Shenandoah National Park
Shenandoah needs no permit for groups of eight or fewer; permitted shoots pay a $150 application fee, and fall weekends bring hard limits at the Skyline Drive overlooks.
Guidance, not legal advice
Drone Authority
Check the flight side
Rules answer the ground-photo side. Drone Authority handles the NPS flight ban, airspace, and legal flying nearby.
Permit
Conditional
Issuer: Shenandoah National Park Office of Special Park Uses (SHEN_permits@nps.gov)
Cost: $150 nonrefundable application fee when a permit is needed; still photography location fees $50/day (1-10 people), $150/day (11-30), $250/day (over 30)

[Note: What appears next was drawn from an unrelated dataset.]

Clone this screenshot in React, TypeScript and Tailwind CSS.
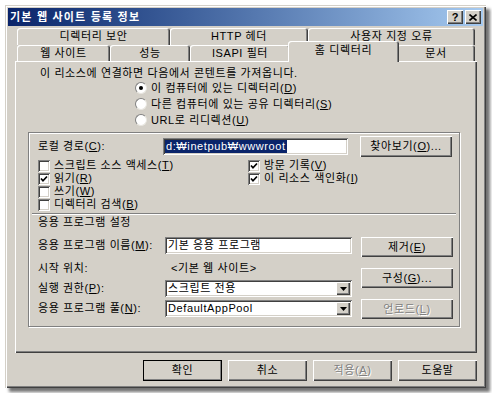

Processing: Complete applications at least 30 days in advance
A permit is required for groups of nine or more, or when the shoot fails any standard condition (public areas, hand-carried gear, no exclusive use, no resource impact, no added administrative cost). Photographers attached to a permitted wedding need no separate permit. Fees are billed via Pay.gov after the application is received; cost recovery runs about $50/hour if monitoring is needed.
Drone / airspace
Effectively banned: launching, landing, or operating a drone within park boundaries is prohibited
NPS Policy Memorandum 14-05 directs each superintendent to close the park to drone use under 36 CFR 1.5. For airspace, Part 107, and legal flying nearby, see Drone Authority.
Street / public space
Yes for personal and editorial photography throughout the park
Standard visitor photography is welcome; entrance fees apply to everyone, including permitted groups.
Practical notes
- Skyline Drive overlooks carry individual person and vehicle limits for permitted activities (Crescent Rock allows just 4 people), and no special use permits are issued for overlooks or trails after 10am on October and November weekends: peak foliage is locked down.
- A permit never grants exclusive use; even a permitted shoot shares the overlook with the public.
- Going off trail and shortcutting between switchbacks is a citable offense; rock outcrops host rare plants, so work from the established viewpoints.
- White-tailed deer and black bears are roadside regulars along Skyline Drive at dawn and dusk.